What is ELSA and why should I use it?

What is ELSA and why should I use it?

Learn about how ELSA detects issues in your experience and provides you with one-click, impactful solutions to keep participants on track

What is ELSA?

ELSA is a tool built into your dashboard that detects issues occurring in your learner experience and helps you resolve these issues quickly and easily. In a couple of clicks, the program manager can send impactful interventions to keep their participants on track and ensure positive experiences.

So how does it work?

ELSA uses AI and key information about your experience, such as due dates, to detect issues most important to great experiential learning, for example, team dissonance, overdue submissions, or an unassigned review. ELSA will then display these issues as an actionable to-do list on your dashboard and so allow you to catch and rectify issues before they negatively impact participants’ experiences.

Each automated to-do list item has a suggested action that should be taken to resolve the issue. ELSA will provide you with message templates based on best-practices from thousands of previous interventions.

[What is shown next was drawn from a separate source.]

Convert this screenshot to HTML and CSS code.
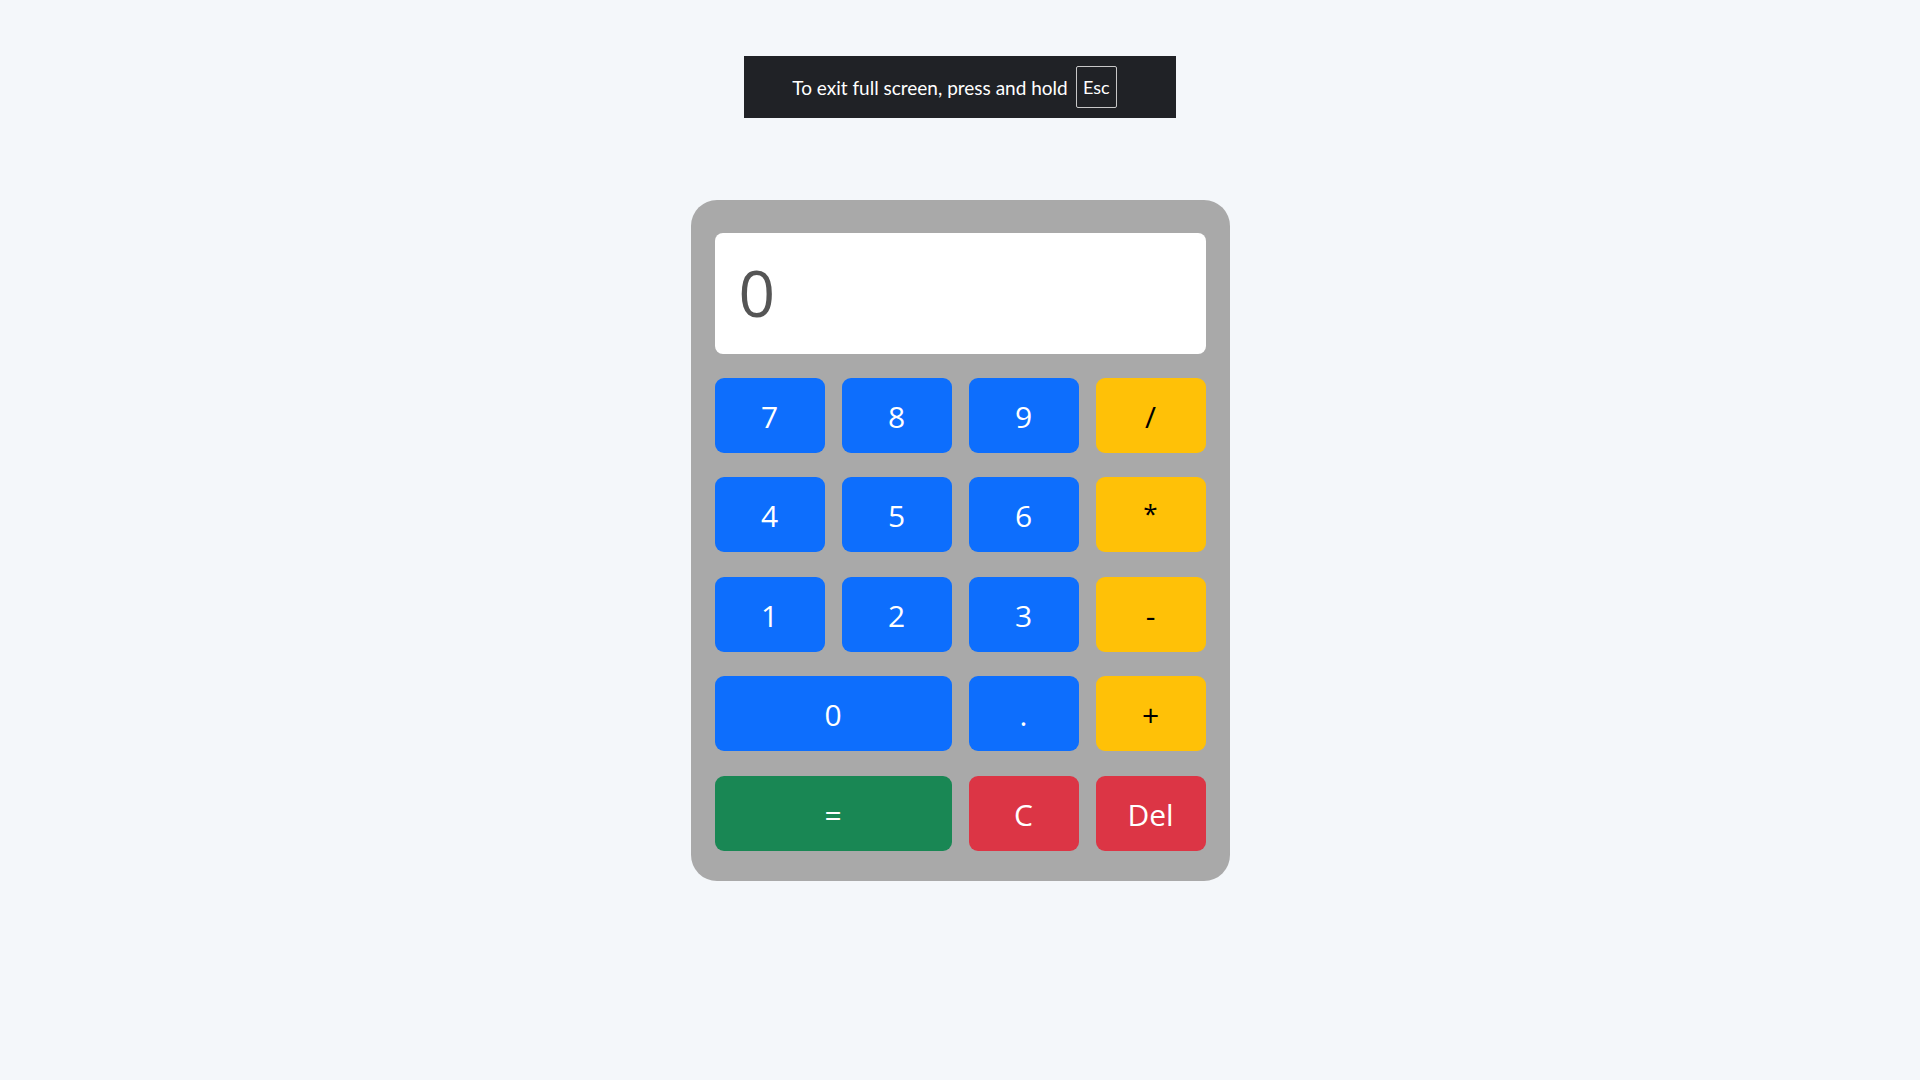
FILE: index.html
```html
<!DOCTYPE html>
<html lang="en">
<head>
<meta charset="utf-8">
<title>Calculator</title>
<link rel="stylesheet" href="styles.css">
</head>
<body>
  <div class="fs-toast">
    <span class="fs-text">To exit full screen, press and hold</span>
    <span class="fs-key">Esc</span>
  </div>
  <main class="calculator">
    <div class="display">0</div>
    <div class="keys">
      <button class="key num">7</button>
      <button class="key num">8</button>
      <button class="key num">9</button>
      <button class="key op">/</button>
      <button class="key num">4</button>
      <button class="key num">5</button>
      <button class="key num">6</button>
      <button class="key op star">*</button>
      <button class="key num">1</button>
      <button class="key num">2</button>
      <button class="key num">3</button>
      <button class="key op">-</button>
      <button class="key num wide">0</button>
      <button class="key num">.</button>
      <button class="key op">+</button>
      <button class="key eq wide">=</button>
      <button class="key danger">C</button>
      <button class="key danger">Del</button>
    </div>
  </main>
</body>
</html>
```
FILE: styles.css
```css
* { box-sizing: border-box; }
html, body { margin: 0; padding: 0; }
body {
  background: #f4f7fa;
  font-family: "Open Sans", "Noto Sans", sans-serif;
  height: 1080px;
  display: flex;
  align-items: center;
  justify-content: center;
}
.fs-toast {
  position: absolute;
  top: 56px;
  left: 50%;
  transform: translateX(-50%);
  width: 432px;
  height: 62px;
  background: #202226;
  color: #fff;
  display: flex;
  align-items: center;
  justify-content: center;
  gap: 8px;
  padding-right: 11px;
  font-family: "Lato", "Open Sans", sans-serif;
  font-size: 19px;
}
.fs-key {
  display: flex;
  align-items: center;
  justify-content: center;
  width: 41px;
  height: 42px;
  border: 1px solid #c8c8c8;
  border-radius: 2px;
  font-size: 18px;
}
.calculator {
  width: 539px;
  height: 681px;
  background: #a9a9a9;
  border-radius: 26px;
  padding: 33px 24px 30px 24px;
}
.display {
  height: 121px;
  background: #fff;
  border-radius: 8px;
  margin-bottom: 24px;
  padding: 0 24px;
  display: flex;
  align-items: center;
  font-size: 64px;
  color: #555;
  line-height: 1;
}
.keys {
  display: grid;
  grid-template-columns: repeat(4, 1fr);
  grid-auto-rows: 75px;
  column-gap: 17px;
  row-gap: 24.5px;
}
.key {
  border: none;
  border-radius: 9px;
  font-family: inherit;
  font-size: 30px;
  padding: 0;
  display: flex;
  align-items: center;
  justify-content: center;
  color: #fff;
  padding-top: 2px;
}
.key.star { font-size: 26px; padding-bottom: 6px; }
.key.wide { grid-column: span 2; }
.num { background: #0d6efd; }
.op { background: #ffc107; color: #000; }
.eq { background: #198754; }
.danger { background: #dc3545; }
```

Once an intervention message has been sent, it will automatically be logged and tracked by the system, so that you can see whether or not a particular participant or mentor has actioned on your intervention.

Wow, pretty cool, huh!

Types of issues ELSA will raise

Below are some of the types of issues (and associated intervention tasks) you can expect to see on ELSA. Some are drawn from AI and some from key information or statistics relevant to your program that you have provided experience.

Based on statistical analysis:

  • Team dissonance (Detecting dissonance between the students answering the Pulse Check question “Do you feel your team is on track”)
  • Missing teams allocations (Detecting participants without a team in an experience that has at least one team)
  • Submission overdue (Detecting an overdue submission)
  • Submission unassigned (Detecting a feedback cycle that is stuck because a submission hasn’t been assigned to a reviewer yet)
  • Reviewer reminder (Detecting a feedback cycle that is stuck because an assigned reviewer hasn’t done their review yet)
  • Feedback unpublished (Detecting a feedback cycle that is stuck because the feedback hasn’t been published to the student or team yet)

Based on artificial intelligence and machine learning:

  • Negative sentiment (Detecting negative sentiment in any part of a mentor, student or team submission)
  • Team disengaged (coming soon)
  • Team off track (coming soon)

So, why should I use it?

If you’re not already convinced, here are our top reasons to use ELSA as part of your program management.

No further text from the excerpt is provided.